ToST’s protocol modifications improve gradient flow (activation sparsity reduced from ~39% to 0.3%), flatten the loss landscape (lower top Hessian eigenvalues), and retain useful initializations (due to batch normalization absorbing scale changes). Label smoothing reduces logit overconfidence, enhancing calibration, especially in highly sparse networks (Jaiswal et al., 2022).

7. Limitations, Applications, and Future Directions

While MaskAnyNet’s dual-branch reuse offers systematic performance gains with minimal computational overhead (+5–7% parameters), limitations include marginal improvements at very low sparsity for sparse networks, and reliance on appropriate schedule tuning for ghost elements. Potential failure modes involve abrupt protocol changes mid-training. Extending sparse-protocol advances to transformer-based models may necessitate additional tuning.

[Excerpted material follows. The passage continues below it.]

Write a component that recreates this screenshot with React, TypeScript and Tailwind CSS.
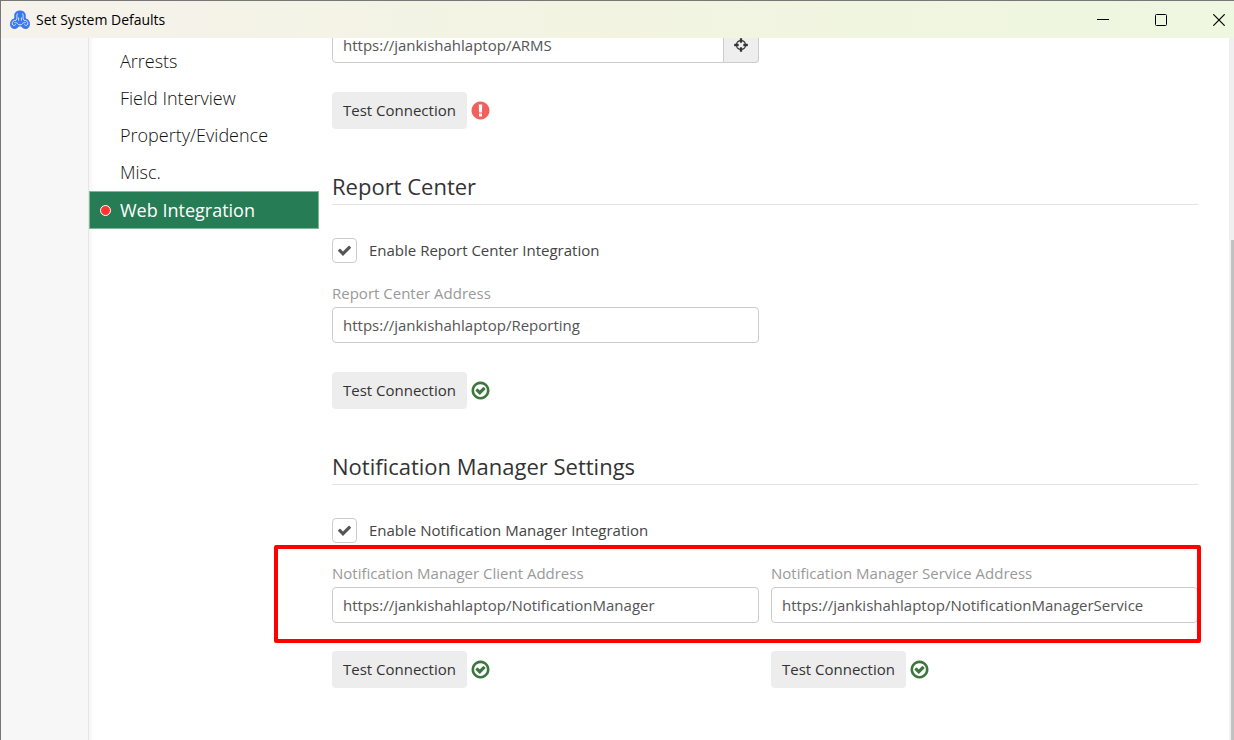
import { useId } from "react";

const CHECK =
  "M1671 566q0 40-28 68l-724 724-136 136q-28 28-68 28t-68-28l-136-136-362-362q-28-28-28-68t28-68l136-136q28-28 68-28t68 28l294 295 656-657q28-28 68-28t68 28l136 136q28 28 28 68z";
const CHECK_CIRCLE =
  "M1299 813l-422 422q-19 19-45 19t-45-19l-294-294q-19-19-19-45t19-45l102-102q19-19 45-19t45 19l147 147 275-275q19-19 45-19t45 19l102 102q19 19 19 45t-19 45zm141 83q0-148-73-273t-198-198-273-73-273 73-198 198-73 273 73 273 198 198 273 73 273-73 198-198 73-273zm224 0q0 209-103 385.5t-279.5 279.5-385.5 103-385.5-103-279.5-279.5-103-385.5 103-385.5 279.5-279.5 385.5-103 385.5 103 279.5 279.5 103 385.5z";
const EXCLAMATION_CIRCLE =
  "M896 128q209 0 385.5 103t279.5 279.5 103 385.5-103 385.5-279.5 279.5-385.5 103-385.5-103-279.5-279.5-103-385.5 103-385.5 279.5-279.5 385.5-103zm128 1247v-190q0-14-9-23.5t-22-9.5h-192q-13 0-23 10t-10 23v190q0 13 10 23t23 10h192q13 0 22-9.5t9-23.5zm-2-344l18-621q0-12-10-18-10-8-24-8h-220q-14 0-24 8-10 6-10 18l17 621q0 10 10 17.5t24 7.5h185q14 0 23.5-7.5t10.5-17.5z";
const CROSSHAIRS =
  "M1325 1024h-109q-26 0-45-19t-19-45v-128q0-26 19-45t45-19h109q-32-108-112.5-188.5t-188.5-112.5v109q0 26-19 45t-45 19h-128q-26 0-45-19t-19-45v-109q-108 32-188.5 112.5t-112.5 188.5h109q26 0 45 19t19 45v128q0 26-19 45t-45 19h-109q32 108 112.5 188.5t188.5 112.5v-109q0-26 19-45t45-19h128q26 0 45 19t19 45v109q108-32 188.5-112.5t112.5-188.5zm339-192v128q0 26-19 45t-45 19h-143q-37 161-154.5 278.5t-278.5 154.5v143q0 26-19 45t-45 19h-128q-26 0-45-19t-19-45v-143q-161-37-278.5-154.5t-154.5-278.5h-143q-26 0-45-19t-19-45v-128q0-26 19-45t45-19h143q37-161 154.5-278.5t278.5-154.5v-143q0-26 19-45t45-19h128q26 0 45 19t19 45v143q161 37 278.5 154.5t154.5 278.5h143q26 0 45 19t19 45z";

function Glyph({ d, className }: { d: string; className: string }) {
  return (
    <svg viewBox="0 0 1792 1792" fill="currentColor" aria-hidden="true" className={className}>
      <path d={d} />
    </svg>
  );
}

function Logo() {
  return (
    <svg viewBox="0 0 20 20" fill="none" aria-hidden="true" className="size-5 shrink-0">
      <path
        d="M10 .5c3.400 0 5.800 2.200 5.800 5.200 0 1.300-.3 2.100.3 2.900 2.400.6 3.900 2.700 3.900 5.300 0 2.900-2 5-4.600 5-1.900 0-3.300-.8-4.100-2.400h-2.600c-.8 1.600-2.200 2.400-4.100 2.400-2.600 0-4.600-2.100-4.600-5 0-2.600 1.500-4.700 3.900-5.300.6-.8.3-1.600.3-2.900 0-3 2.400-5.200 5.800-5.200z"
        fill="#3b78f0"
      />
      <g stroke="#e6ecf5" strokeWidth=".9" strokeLinecap="round">
        <path d="M7.200 3.800C5.900 5.500 8 8.600 6 10.300 3.500 10.200 1.900 11.900 2.200 14c.3 1.700 2.400 1.900 3.300.8" />
        <path d="M12.800 3.800c1.300 1.700-.8 4.800 1.200 6.500 2.500-.1 4.100 1.600 3.800 3.700-.3 1.700-2.400 1.900-3.300.8" />
        <path d="M4.800 12.600c1.500-.2 2.300.2 2.800 1.200.7 1.400 4.100 1.400 4.800 0 .5-1 1.300-1.400 2.800-1.200" />
        <path d="M8.600 8v2.200M11.400 8v2.200" />
      </g>
    </svg>
  );
}

function TitleBar() {
  return (
    <header className="flex h-[37px] shrink-0 items-center justify-between bg-linear-to-r from-[#f6f2ec] via-[#f2f4e1] to-[#eef7df] pr-[9px] pl-[9px]">
      <div className="flex items-center gap-1.5">
        <Logo />
        <h1 className="text-sm text-black">Set System Defaults</h1>
      </div>
      <div className="flex items-center gap-[46px] text-black">
        <button type="button" aria-label="Minimize" className="size-3">
          <svg viewBox="0 0 12 12" className="size-3" stroke="currentColor" fill="none">
            <path d="M0 5.500h12" />
          </svg>
        </button>
        <button type="button" aria-label="Maximize" className="size-3">
          <svg viewBox="0 0 12 12" className="size-3" stroke="currentColor" fill="none">
            <rect x=".5" y=".5" width="11" height="11" rx="1" />
          </svg>
        </button>
        <button type="button" aria-label="Close" className="size-3">
          <svg viewBox="0 0 12 12" className="size-3" stroke="currentColor" strokeWidth="1.200" fill="none">
            <path d="M.3.3l11.400 11.400M11.700.3.300 11.700" />
          </svg>
        </button>
      </div>
    </header>
  );
}

function NavItem({ label }: { label: string }) {
  return (
    <a href="#" className="flex h-[37px] items-center pl-[31px] text-lg font-light text-[#111]">
      {label}
    </a>
  );
}

function TestConnection({ ok }: { ok: boolean }) {
  return (
    <div className="flex items-center gap-[3px]">
      <button type="button" className="h-[37px] rounded bg-[#ededed] px-[11px] text-[#333]">
        Test Connection
      </button>
      {ok ? (
        <Glyph d={CHECK_CIRCLE} className="size-[21px] text-[#3c763d]" />
      ) : (
        <Glyph d={EXCLAMATION_CIRCLE} className="size-[21px] text-[#f0605d]" />
      )}
    </div>
  );
}

function Heading({ children }: { children: string }) {
  return (
    <h2 className="mt-[41px] h-[35px] border-b border-[#e3e3e3] text-[22px] leading-8 text-[#333]">
      {children}
    </h2>
  );
}

function EnableBox({ label }: { label: string }) {
  const id = useId();
  return (
    <div className="mt-[33px] flex h-[25px] items-center gap-3">
      <span className="grid size-[25px] place-items-center">
        <input
          id={id}
          type="checkbox"
          defaultChecked
          className="peer col-start-1 row-start-1 size-[25px] appearance-none rounded border border-[#ccc] bg-white"
        />
        <Glyph
          d={CHECK}
          className="pointer-events-none invisible col-start-1 row-start-1 size-[15px] text-[#555] peer-checked:visible"
        />
      </span>
      <label htmlFor={id} className="text-[#444]">
        {label}
      </label>
    </div>
  );
}

function AddressField({ label, value }: { label: string; value: string }) {
  const id = useId();
  return (
    <div className="flex flex-col gap-1">
      <label htmlFor={id} className="leading-5 text-[#999]">
        {label}
      </label>
      <input
        id={id}
        type="text"
        defaultValue={value}
        className="h-9 w-full rounded border border-[#ccc] bg-white px-2.5 text-[#555]"
      />
    </div>
  );
}

export default function App() {
  return (
    <div className="flex h-screen flex-col overflow-hidden border-t border-l border-[#777] bg-white font-['Open_Sans',sans-serif] text-[15px]">
      <TitleBar />
      <div className="flex min-h-0 grow overflow-hidden">
        <div className="w-[87px] shrink-0 bg-[#f7f7f7]" />
        <nav className="w-[231px] shrink-0 border-l border-[#e6e6e6] bg-linear-to-r from-[#f5f5f5] to-white to-[5px] pt-1">
          <NavItem label="Arrests" />
          <NavItem label="Field Interview" />
          <NavItem label="Property/Evidence" />
          <NavItem label="Misc." />
          <a
            href="#"
            className="mt-px flex h-[38px] items-center gap-[9px] border border-[#7fb899] bg-[#267c55] pl-2.5 text-lg text-white"
          >
            <span className="size-[11px] rounded-full border border-white bg-[#ff3535]" />
            Web Integration
          </a>
        </nav>
        <main className="min-w-0 grow pr-[31px] pl-[13px]">
          <div className="-mt-[11px] grid grid-cols-2 gap-3">
            <div className="flex">
              <input
                type="text"
                aria-label="ARMS Address"
                defaultValue="https://jankishahlaptop/ARMS"
                className="h-9 min-w-0 grow rounded-l border border-[#ccc] bg-white px-2.5 text-[#555]"
              />
              <button
                type="button"
                aria-label="Locate"
                className="flex h-9 w-[35px] items-center justify-center rounded-r border border-l-0 border-[#ccc] bg-[#eee] text-[#333]"
              >
                <Glyph d={CROSSHAIRS} className="size-4" />
              </button>
            </div>
          </div>
          <div className="mt-[29px]">
            <TestConnection ok={false} />
          </div>

          <Heading>Report Center</Heading>
          <EnableBox label="Enable Report Center Integration" />
          <div className="mt-5 grid grid-cols-2 gap-3">
            <AddressField label="Report Center Address" value="https://jankishahlaptop/Reporting" />
          </div>
          <div className="mt-[29px]">
            <TestConnection ok />
          </div>

          <Heading>Notification Manager Settings</Heading>
          <EnableBox label="Enable Notification Manager Integration" />
          <div className="relative mt-5 grid grid-cols-2 gap-3">
            <AddressField
              label="Notification Manager Client Address"
              value="https://jankishahlaptop/NotificationManager"
            />
            <AddressField
              label="Notification Manager Service Address"
              value="https://jankishahlaptop/NotificationManagerService"
            />
            <div className="pointer-events-none absolute -top-[18px] -right-[3px] -bottom-5 -left-[58px] rounded-xs border-4 border-[#ff0000]" />
          </div>
          <div className="mt-7 grid grid-cols-2 gap-3">
            <TestConnection ok />
            <TestConnection ok />
          </div>
        </main>
        <div className="flex w-[5px] shrink-0 flex-col items-end bg-[#f0f0f0] pt-[202px]">
          <div className="w-[3px] grow bg-[#c1c1c1]" />
        </div>
      </div>
    </div>
  );
}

Applications include fine-grained image classification (e.g., medical imaging, biodiversity), robust object detection and segmentation under occlusion, and any supervised vision task where global-local feature fusion is critical. MaskAnyNet (ToST) provides a universal, zero-inference-overhead method enhancing the trainability of any fixed sparse mask. Both lines demonstrate that reframing masked-out content as an auxiliary source of semantic diversity measurably improves deep learning model generalization (Hong et al., 16 Nov 2025, Jaiswal et al., 2022).